Mechanical Power Presses » Press Safety Considerations

Each mechanical power press must be looked at as an individual system. This system consists of, but is not limited to, the frame, all mechanical parts, clutch and brake assemblies, electrical or electronic systems, hydraulic systems, pneumatic systems, tooling or dies (present and future), tool or die setup, safeguarding, material handling, size or configuration of piecepart, and production requirements.

It is essential that presses and other machinery be thoroughly inspected and that all mechanical, electrical, pneumatic, and hydraulic components and systems, including all collateral equipment, be in first-class operating condition before any equipment is installed. A maintenance and inspection program must be established and implemented to keep machines in first-class condition. This program should include regular periodic inspections of each machine to ensure that, among other things, (i) the clutch and brake mechanism, mechanical linkages, and air counterbalances are operating and used properly; (ii) there is no dirt or water in the air lines; and (iii) the machine is operating at its proper speed (RPM or SPM). Any part of the machine that is worn, damaged or not operating correctly should immediately be replaced or repaired before the machine is used.

Other safety considerations include:

A press system requires the proper disconnect switch, motor starter, transformer for reducing the voltage to 120 volts or less, and air lockout valve.

Mechanical power-transmission apparatus include components on a machine or auxiliary equipment including shafts, crankshafts, splines, pulleys, sprockets, rolls, flywheels, gears, and couplings. These components can create hazards to personnel who work on or around the machines. They must be covered in accordance with 29 CFR 1910.219 Subpart O and ANSI B15.1. All apparatus that creates a hazard up to 7' above the floor or platform must be guarded (covered). This is usually done by the user, either by adding to existing guards or by contacting a local sheet metal fabricator to make a new cover.

Auxiliary safeguarding is used for additional protection from injuries for all personnel in the machine area. It is used in conjunction with primary safeguarding devices. Auxiliary safeguarding also involves the guarding of other components or hazardous openings on machines. One of these hazards is created by auxiliary feeding equipment used with some power presses. Auxiliary equipment includes various types of feeds, shuttles, magazines, stackers, indexing tables, straighteners, reels, cradles, recoilers, scrap choppers, iron hands, robots, etc.

Auxiliary safeguards include such items as point-of-operation side barriers when light curtains are used, pressure-sensitive floor mats, workpiece tables or horizontal light curtains. An additional set of light curtains can be used horizontally to prevent an operator or other persons from standing between the vertical plane of light and the point-of-operation hazard. It is important to remember that light curtains can be used only on part revolution presses.

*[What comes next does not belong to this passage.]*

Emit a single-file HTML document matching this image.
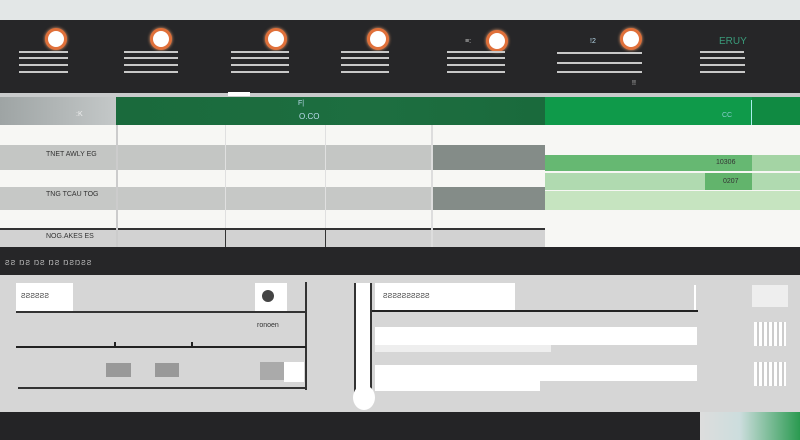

The two most commonly used safeguards for presses equipped with automatic feeds are guards and presence sensing devices (light curtains). When considering either of these safeguards, arrange them to protect the point of operation as well as the feed. This may require the guard to extend to the right or left of the bolster on OBI presses. If a scrap chopper is furnished, the guarding must also be extended to safeguard it. If a feed and scrap chopper are on the sides of straight-sided presses, the feed and window openings also need to be safeguarded.

When protecting operators and other employees in the press area from hazards created by straighteners, pay-off reels, cradles, iron hands, robots, etc., the perimeter or work envelope of this auxiliary equipment should be safeguarded. This is usually accomplished with guards, presence sensing devices, safety mats or a combination of these methods.

When protecting these areas, keep in mind that access may be required for changing coils and removing scrap, blanks, etc.

Danger signs, used for warning, can be mounted on the machine in a position that is readily visible to the operator, setup person or other personnel. Hand tools are another auxiliary safeguard often used when feeding and retrieving small pieces or removing scrap from the die area. Hand tools by themselves are not a point-of-operation safeguarding device.

When using a light curtain, the mounting brackets for the transmitter and receiver may have to be modified to include safeguarding of the feed. The light curtain's plane of light commonly protects only the front of the press. Additional guards or mirrors are needed to safeguard the sides and back of the machine.

When safeguarding presses equipped with shuttles, magazines, stackers, indexing tables, etc., the previously discussed safeguards can be used. This assumes that the press is operating in either the continuous or automatic single stroke mode. If the press is single stroked by over operator action, other safeguards such as two-hand controlspullback devicesrestraints or gate devices could be used. The back and sides of the point of operation must always be protected as well.